I recommend checking this one out but maybe mute the volume, smoke as much dope as possible and listen to some doom metal.


(1979) The Driller Killer

This is ended up being way better than I could have ever expected. At first glance it seems like a typical popcorn slasher indicative of this era but it’s more than that. I wouldn’t even bother reading the premise because I don’t even think it really explains the main motives in this film.

It’s less of a flipped switch that turns on our killers instincts and more of an intense downward spiral. That’s really what separates this from any generic slasher, it’s about the decaying sanity of the protagonist and not about the body count.

There’s some minor bullshit like victims putting up little to no resistance but beyond that, Abel Ferrara crafts an excellent horror film. Even more important, his performance in the movie is commendable

If you’re up for some dirty, violent arthouse horror then definitely give this one a shot. It seems to far okay among horror fans but I believe it’s pretty underrated in general.


(1995) The Addiction

I always beat my meat for the short and sweet. The Addiction gets straight to the point while delivering a powerful message about addiction.

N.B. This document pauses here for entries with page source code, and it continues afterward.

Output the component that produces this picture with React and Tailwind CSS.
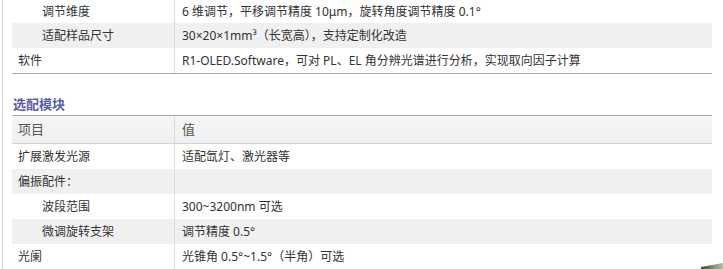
import React from "react";

const font = { fontFamily: '"Noto Sans", "Noto Sans CJK SC", sans-serif' };

function Row({ label, value, gray, indent, h = "h-[25px]" }) {
  return (
    <div className={`flex ${h} ${gray ? "bg-[#f0f0f0]" : "bg-white"}`}>
      <div className={`w-[163px] shrink-0 border-r border-[#dcdcdc] flex items-center ${indent ? "pl-[30px]" : "pl-[6px]"}`}>
        {label}
      </div>
      <div className="flex-1 flex items-center pl-[7px]">{value}</div>
    </div>
  );
}

export default function App() {
  return (
    <div className="relative w-[723px] h-[269px] overflow-hidden bg-white text-[12px] text-[#333] leading-none" style={font}>
      <div className="flex h-full">
        <div className="w-[2px] shrink-0" />
        <div className="w-px shrink-0 bg-[#d4d4d4]" />
        <div className="w-[9px] shrink-0" />
        <div className="w-[700px] shrink-0 flex flex-col">
          <div className="border-b border-[#a9a9a9]">
            <Row indent h="h-[23px]" label="调节维度" value="6 维调节，平移调节精度 10μm，旋转角度调节精度 0.1°" />
            <Row indent gray label="适配样品尺寸" value="30×20×1mm³（长宽高），支持定制化改造" />
            <Row label="软件" value="R1-OLED.Software，可对 PL、EL 角分辨光谱进行分析，实现取向因子计算" />
          </div>
          <div className="h-[41px] flex items-end pb-[4px] pl-[1px]">
            <span className="text-[13px] font-bold text-[#5a5ca8]">选配模块</span>
          </div>
          <div className="flex h-[29px] border-t border-[#a9a9a9] border-b border-b-[#cfd3da] bg-gradient-to-b from-[#f6f6f6] to-[#eeeff0] text-[#555] text-[13px]">
            <div className="w-[163px] shrink-0 border-r border-[#dcdcdc] flex items-center pl-[6px]">项目</div>
            <div className="flex-1 flex items-center pl-[7px]">值</div>
          </div>
          <Row label="扩展激发光源" value="适配氙灯、激光器等" />
          <Row gray label="偏振配件：" value="" />
          <Row indent label="波段范围" value="300~3200nm 可选" />
          <Row indent gray label="微调旋转支架" value="调节精度 0.5°" />
          <Row label="光阑" value="光锥角 0.5°~1.5°（半角）可选" />
        </div>
      </div>
      <svg className="absolute right-0 bottom-0" width="22" height="6" viewBox="0 0 22 6">
        <defs>
          <linearGradient id="g" x1="0" y1="0" x2="1" y2="0">
            <stop offset="0" stopColor="#3a4a30" />
            <stop offset="1" stopColor="#b8c0a8" />
          </linearGradient>
        </defs>
        <polygon points="0,4 22,0 22,6 0,6" fill="url(#g)" />
      </svg>
    </div>
  );
}
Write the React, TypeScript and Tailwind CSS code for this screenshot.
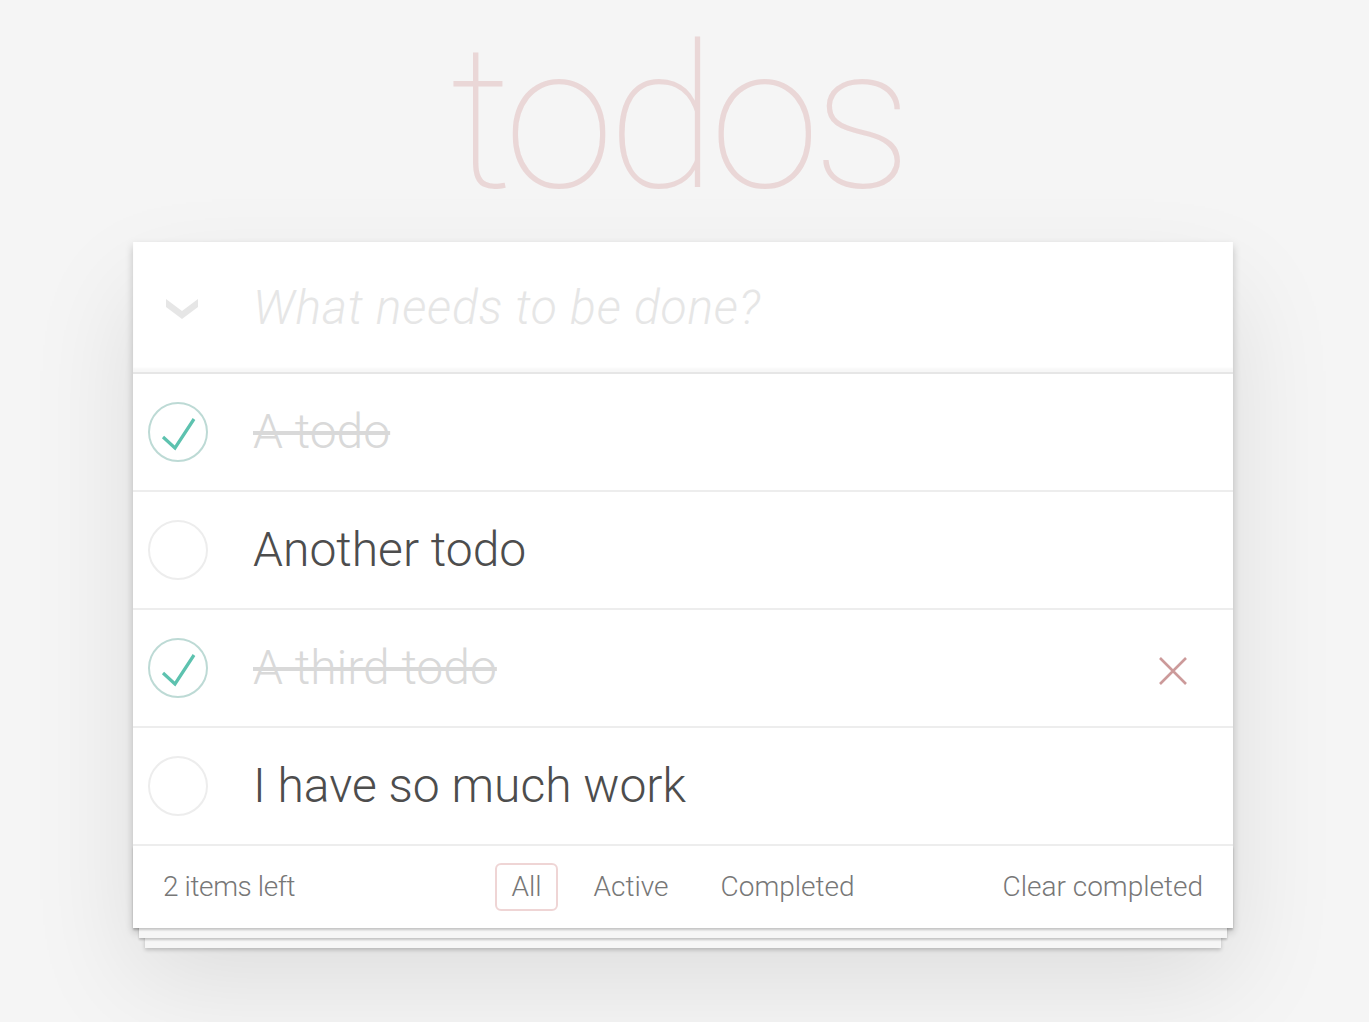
import React from "react";

type Todo = { text: string; done: boolean; hover?: boolean };

const todos: Todo[] = [
  { text: "A todo", done: true },
  { text: "Another todo", done: false },
  { text: "A third todo", done: true, hover: true },
  { text: "I have so much work", done: false },
];

function Toggle({ done }: { done: boolean }) {
  return (
    <svg width="60" height="60" viewBox="0 0 60 60" className="block">
      <circle
        cx="30"
        cy="30"
        r="29"
        fill="none"
        stroke={done ? "#bddad5" : "#ededed"}
        strokeWidth="2"
      />
      {done && (
        <polyline
          points="15,35 27,46 46,17"
          fill="none"
          stroke="#5dc2af"
          strokeWidth="3.2"
          strokeLinecap="butt"
          strokeLinejoin="miter"
        />
      )}
    </svg>
  );
}

export default function App() {
  const font = "font-['Roboto','Liberation_Sans',sans-serif]";
  return (
    <div className={`min-h-[1022px] w-full bg-[#f5f5f5] pt-[19px] ${font} font-light text-[#4d4d4d]`}>
      <div className="ml-[133px] w-[1100px] pb-[80px]">
        <h1 className="mb-[23px] h-[200px] pr-[11px] text-center text-[200px] leading-none font-thin tracking-[-7px] text-[rgba(175,47,47,0.15)]">
          todos
        </h1>
        <section className="relative bg-white shadow-[0_4px_8px_0_rgba(0,0,0,0.2),0_50px_100px_0_rgba(0,0,0,0.1)]">
          <header className="flex h-[130px] items-center shadow-[inset_0_-4px_2px_rgba(0,0,0,0.03)]">
            <div className="flex w-[120px] items-center pt-[4px] pl-[33px]">
              <svg width="32" height="20" viewBox="0 0 32 20" className="block">
                <polygon points="0,0 16,12 32,0 32,8 16,20 0,8" fill="#e6e6e6" />
              </svg>
            </div>
            <input
              className="h-full flex-1 bg-transparent pr-[32px] text-[48px] font-light text-[#4d4d4d] outline-none placeholder:italic placeholder:tracking-[0.8px] placeholder:text-[#e6e6e6]"
              placeholder="What needs to be done?"
            />
          </header>
          <ul className="border-t-2 border-[#e6e6e6]">
            {todos.map((t, i) => (
              <li
                key={i}
                className="flex h-[118px] items-center border-b-2 border-[#ededed]"
              >
                <div className="flex w-[120px] items-center pl-[15px]">
                  <Toggle done={t.done} />
                </div>
                <span
                  className={`flex-1 text-[48px] leading-[1.2] ${
                    t.done ? "text-[#d9d9d9] line-through" : "text-[#4d4d4d]"
                  }`}
                >
                  {t.text}
                </span>
                {t.hover && (
                  <div className="mt-[6px] mr-[20px] flex w-[80px] items-center justify-center">
                    <svg width="30" height="30" viewBox="0 0 30 30" className="block">
                      <path d="M2 2 L28 28 M28 2 L2 28" stroke="#cc9a9a" strokeWidth="2.6" />
                    </svg>
                  </div>
                )}
              </li>
            ))}
          </ul>
          <footer className="grid h-[82px] grid-cols-[1fr_auto_1fr] items-center px-[30px] text-[28px] text-[#777] shadow-[0_2px_2px_rgba(0,0,0,0.2),0_16px_0_-6px_#f6f6f6,0_18px_2px_-6px_rgba(0,0,0,0.2),0_32px_0_-12px_#f6f6f6,0_34px_4px_-12px_rgba(0,0,0,0.2)]">
            <span className="tracking-[-0.4px]">2 items left</span>
            <ul className="flex items-center gap-[20px]">
              <li className="rounded-[6px] border-2 border-[rgba(175,47,47,0.2)] px-[14px] py-[6px] leading-[32px]">
                All
              </li>
              <li className="rounded-[6px] border-2 border-transparent px-[14px] py-[6px] leading-[32px]">
                Active
              </li>
              <li className="rounded-[6px] border-2 border-transparent px-[14px] py-[6px] leading-[32px]">
                Completed
              </li>
            </ul>
            <span className="justify-self-end">Clear completed</span>
          </footer>
        </section>
      </div>
    </div>
  );
}
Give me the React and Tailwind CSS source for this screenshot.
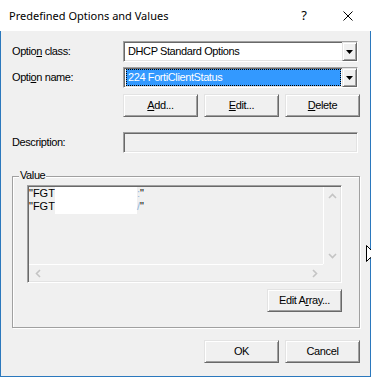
import React from "react";

const font =
  "font-['Liberation_Sans',Arial,sans-serif] text-[11px] tracking-[-0.4px] leading-[13px] text-black";
const raised =
  "bg-[#f0f0f0] border border-t-[#e3e3e3] border-l-[#e3e3e3] border-r-[#696969] border-b-[#696969] shadow-[inset_1px_1px_0_#ffffff,inset_-1px_-1px_0_#a0a0a0]";
const sunken =
  "border border-t-[#a0a0a0] border-l-[#a0a0a0] border-r-[#ffffff] border-b-[#ffffff] shadow-[inset_1px_1px_0_#696969,inset_-1px_-1px_0_#e3e3e3]";

function Btn({ children, w = "w-[75px]" }) {
  return (
    <div className={`${w} h-[23px] shrink-0 flex items-center justify-center ${raised}`}>
      <span className={font}>{children}</span>
    </div>
  );
}

function U({ children }) {
  return <span className="underline underline-offset-[1px] decoration-1">{children}</span>;
}

function DropBtn() {
  return (
    <div className={`w-[15px] h-full shrink-0 flex items-center justify-center ${raised}`}>
      <svg width="7" height="4" viewBox="0 0 7 4">
        <path d="M0 0H7L3.5 4Z" fill="#000" />
      </svg>
    </div>
  );
}

function Chev({ dir }) {
  const d = {
    up: "M1 5L4.5 1.5L8 5",
    down: "M1 1L4.5 4.5L8 1",
    left: "M5 1L1.5 4.5L5 8",
    right: "M1 1L4.5 4.5L1 8",
  }[dir];
  const horiz = dir === "left" || dir === "right";
  return (
    <svg
      width={horiz ? 6 : 9}
      height={horiz ? 9 : 6}
      viewBox={horiz ? "0 0 6 9" : "0 0 9 6"}
    >
      <path d={d} fill="none" stroke="#c4c4c4" strokeWidth="1.6" />
    </svg>
  );
}

function Combo({ text, selected }) {
  return (
    <div className={`w-[235px] h-[21px] shrink-0 bg-white ${sunken} pl-[2px] flex`}>
      <div className="flex-1 flex items-center mr-[1px]">
        {selected ? (
          <div className="w-full h-[17px] bg-[#3399ff] border border-dotted border-black flex items-center">
            <span className={`${font} text-white pl-[1px]`}>{text}</span>
          </div>
        ) : (
          <span className={`${font} pl-[2px]`}>{text}</span>
        )}
      </div>
      <DropBtn />
    </div>
  );
}

export default function App() {
  return (
    <div className="w-[371px] h-[377px] flex flex-col bg-white overflow-hidden relative">
      {/* Title bar */}
      <div className="h-[31px] shrink-0 flex items-center bg-white">
        <span className="ml-[9px] font-['Noto_Sans',sans-serif] text-[11px] text-black leading-none">
          Predefined Options and Values
        </span>
        <div className="flex-1" />
        <span className="w-[8px] text-center font-['Noto_Sans',sans-serif] text-[13px] leading-none text-black">
          ?
        </span>
        <svg width="10" height="10" viewBox="0 0 10 10" className="ml-[35px] mr-[18px]">
          <path d="M0.5 0.5L9.5 9.5M9.5 0.5L0.5 9.5" stroke="#000" strokeWidth="1" />
        </svg>
      </div>

      {/* Client area */}
      <div className="flex-1 bg-[#f0f0f0] border-l border-r border-b border-[#2b78bd] flex flex-col pl-[11px] pt-[10px]">
        {/* Option class */}
        <div className="flex items-center h-[21px]">
          <div className={`w-[111px] ${font}`}>
            Optio<U>n</U> class:
          </div>
          <Combo text="DHCP Standard Options" />
        </div>
        {/* Option name */}
        <div className="flex items-center h-[21px] mt-[5px]">
          <div className={`w-[111px] ${font}`}>
            Opti<U>o</U>n name:
          </div>
          <Combo text="224 FortiClientStatus" selected />
        </div>
        {/* Buttons */}
        <div className="flex gap-[6px] mt-[6px] ml-[111px]">
          <Btn>
            <U>A</U>dd...
          </Btn>
          <Btn>
            <U>E</U>dit...
          </Btn>
          <Btn>
            <U>D</U>elete
          </Btn>
        </div>
        {/* Description */}
        <div className="flex items-center h-[21px] mt-[15px]">
          <div className={`w-[111px] ${font}`}>Description:</div>
          <div className={`w-[235px] h-[21px] bg-[#f0f0f0] ${sunken}`} />
        </div>

        {/* Value group */}
        <div className="relative w-[348px] h-[152px] mt-[23px] border border-[#a0a0a0] shadow-[inset_1px_1px_0_#ffffff,1px_1px_0_#ffffff] pt-[8px] pl-[14px] flex flex-col">
          <span className={`absolute left-[6px] top-[-8px] px-[1px] bg-[#f0f0f0] ${font}`}>
            Value
          </span>
          {/* listbox */}
          <div className={`w-[315px] h-[98px] bg-[#f0f0f0] ${sunken} p-[1px] flex flex-col`}>
            <div className="flex-1 flex">
              <div className="flex-1 flex items-start">
                <div className={`w-[26px] flex flex-col ${font} tracking-normal`}>
                  <span>"FGT</span>
                  <span>"FGT</span>
                </div>
                <div className="w-[82px] h-[27px] bg-white" />
                <div className={`flex flex-col ${font} tracking-normal`}>
                  <span>
                    <span className="text-[#8fb6dc]">:</span>"
                  </span>
                  <span>
                    <span className="text-[#8fb6dc]">/</span>"
                  </span>
                </div>
              </div>
              <div className="w-[17px] border-l border-white flex flex-col justify-between">
                <div className="h-[17px] flex items-center justify-center">
                  <Chev dir="up" />
                </div>
                <div className="h-[17px] flex items-center justify-center">
                  <Chev dir="down" />
                </div>
              </div>
            </div>
            <div className="h-[17px] flex">
              <div className="flex-1 border-t border-white flex justify-between">
                <div className="w-[17px] flex items-center justify-center">
                  <Chev dir="left" />
                </div>
                <div className="w-[17px] flex items-center justify-center">
                  <Chev dir="right" />
                </div>
              </div>
              <div className="w-[17px]" />
            </div>
          </div>
          <div className="w-[315px] flex justify-end mt-[6px]">
            <Btn>
              Edit A<U>r</U>ray...
            </Btn>
          </div>
        </div>

        {/* OK / Cancel */}
        <div className="flex gap-[6px] mt-[12px] ml-[192px]">
          <Btn>OK</Btn>
          <Btn>Cancel</Btn>
        </div>
      </div>

      {/* mouse cursor */}
      <svg
        width="12"
        height="19"
        viewBox="0 0 12 19"
        className="absolute left-[366px] top-[245px]"
      >
        <path
          d="M0.5 0.5L0.5 16.5L4.5 12.5L7.5 18.5L9.5 17.5L6.5 11.5L11.5 11.5Z"
          fill="#fff"
          stroke="#000"
          strokeWidth="1"
        />
      </svg>
    </div>
  );
}
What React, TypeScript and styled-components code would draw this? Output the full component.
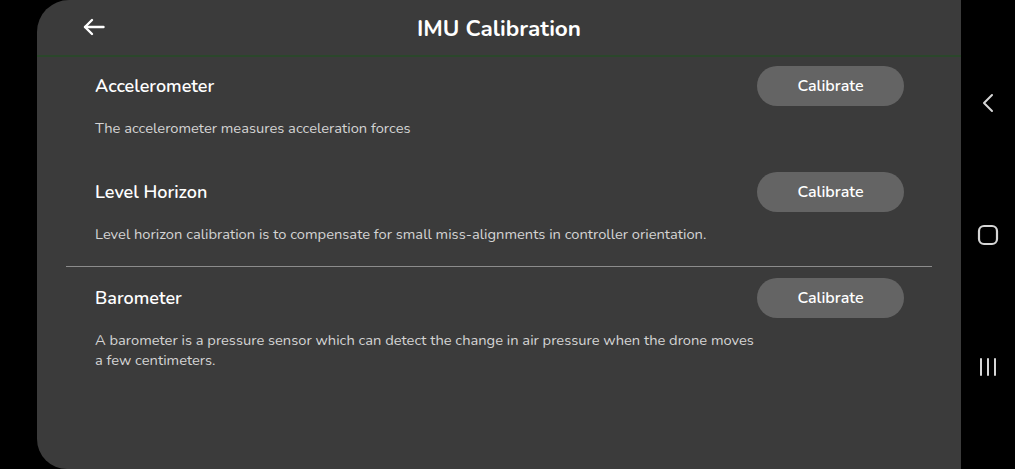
import React from "react";
import styled, { createGlobalStyle } from "styled-components";

const Global = createGlobalStyle`
  html, body { margin: 0; padding: 0; background: #000; }
  body { font-family: "Nunito", "Open Sans", "Noto Sans", sans-serif; }
  * { box-sizing: border-box; }
`;

const Screen = styled.div`
  width: 1015px;
  height: 469px;
  display: flex;
  background: #000;
  overflow: hidden;
`;

const Gutter = styled.div`
  width: 37px;
  flex: none;
`;

const Panel = styled.div`
  width: 924px;
  flex: none;
  background: #3b3b3b;
  border-radius: 32px 0 0 30px;
  display: flex;
  flex-direction: column;
`;

const Header = styled.header`
  height: 57px;
  flex: none;
  display: grid;
  grid-template-columns: 1fr auto 1fr;
  align-items: center;
  padding: 0 0 0 46px;
  border-bottom: 2px solid #2b472b;
`;

const BackButton = styled.button`
  justify-self: start;
  background: none;
  border: 0;
  padding: 0;
  display: flex;
  color: #fff;
  cursor: pointer;
  margin-top: -2px;
`;

const Title = styled.h1`
  margin: 1px 0 0 -46px;
  color: #fff;
  font-size: 22.5px;
  font-weight: 700;
`;

const Content = styled.div`
  display: flex;
  flex-direction: column;
`;

const Section = styled.section<{ $top: number; $bottom: number }>`
  display: flex;
  flex-direction: column;
  gap: 12px;
  padding: ${(p) => p.$top}px 57px ${(p) => p.$bottom}px 58px;
`;

const Row = styled.div`
  display: flex;
  align-items: center;
  justify-content: space-between;
  height: 40px;
`;

const SectionTitle = styled.h2`
  margin: 0;
  color: #fff;
  font-size: 18px;
  font-weight: 600;
`;

const CalibrateButton = styled.button`
  width: 147px;
  height: 40px;
  border: 0;
  border-radius: 20px;
  background: #646464;
  color: #fff;
  font-family: inherit;
  font-size: 16px;
  font-weight: 600;
  cursor: pointer;
`;

const Description = styled.p`
  margin: 0;
  max-width: 664px;
  color: #d4d4d4;
  font-size: 14.7px;
  line-height: 20px;
`;

const Divider = styled.hr`
  margin: 0 29px;
  border: 0;
  border-top: 1px solid #8c8c8c;
`;

const NavBar = styled.nav`
  flex: 1;
  display: flex;
  flex-direction: column;
  align-items: center;
  justify-content: space-between;
  padding: 93px 0 92px;
  color: #d6d6d6;
`;

const NavIcon = styled.svg`
  display: block;
`;

const sections = [
  {
    title: "Accelerometer",
    text: "The accelerometer measures acceleration forces",
    top: 9,
    bottom: 25,
  },
  {
    title: "Level Horizon",
    text: "Level horizon calibration is to compensate for small miss-alignments in controller orientation.",
    top: 9,
    bottom: 22,
  },
];

export default function App() {
  return (
    <>
      <Global />
      <Screen>
        <Gutter />
        <Panel>
          <Header>
            <BackButton aria-label="Back">
              <svg width="22" height="18" viewBox="0 0 22 18" fill="none" stroke="currentColor" strokeWidth="2.4" strokeLinecap="round" strokeLinejoin="round">
                <path d="M20.5 9H2" />
                <path d="M9 2L2 9l7 7" />
              </svg>
            </BackButton>
            <Title>IMU Calibration</Title>
            <span />
          </Header>
          <Content>
            {sections.map((s) => (
              <Section key={s.title} $top={s.top} $bottom={s.bottom}>
                <Row>
                  <SectionTitle>{s.title}</SectionTitle>
                  <CalibrateButton>Calibrate</CalibrateButton>
                </Row>
                <Description>{s.text}</Description>
              </Section>
            ))}
            <Divider />
            <Section $top={11} $bottom={0}>
              <Row>
                <SectionTitle>Barometer</SectionTitle>
                <CalibrateButton>Calibrate</CalibrateButton>
              </Row>
              <Description>
                A barometer is a pressure sensor which can detect the change in air pressure when the drone moves a few centimeters.
              </Description>
            </Section>
          </Content>
        </Panel>
        <NavBar>
          <NavIcon width="12" height="20" viewBox="0 0 12 20" fill="none" stroke="currentColor" strokeWidth="2" strokeLinecap="round" strokeLinejoin="round">
            <path d="M10 2L2 10l8 8" />
          </NavIcon>
          <NavIcon width="22" height="22" viewBox="0 0 22 22" fill="none" stroke="currentColor" strokeWidth="2.2">
            <rect x="2" y="2" width="18" height="18" rx="5" />
          </NavIcon>
          <NavIcon width="20" height="20" viewBox="0 0 20 20" fill="none" stroke="currentColor" strokeWidth="2" strokeLinecap="round">
            <path d="M3 2v16M10 2v16M17 2v16" />
          </NavIcon>
        </NavBar>
      </Screen>
    </>
  );
}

I’m not sure why film history has glorified New York City as a beacon for crime and sin but it serves as an excellent backdrop for this arthouse style horror. It’s gritty, dirty and coincides with a lot of the darker human aspects that are being exposed.

“To face what we are in the end, we stand before the light and our true nature is revealed. Self-revelation is annihilation of self.”

On it’s surface, this is an excellent vampire film. It’s not a bloodbath per say but every scene of violence pops well. Lot of themes come with a movie about addiction of course. Addictions are really only ever overcome by redemption and sacrifice. the main character Kathleen has to come to some pretty fate affirming revelations to be able to be at peace.

This is an excellent film. It borders on pretentious occasionally but I believe all the grandiose points being made, end up being validated.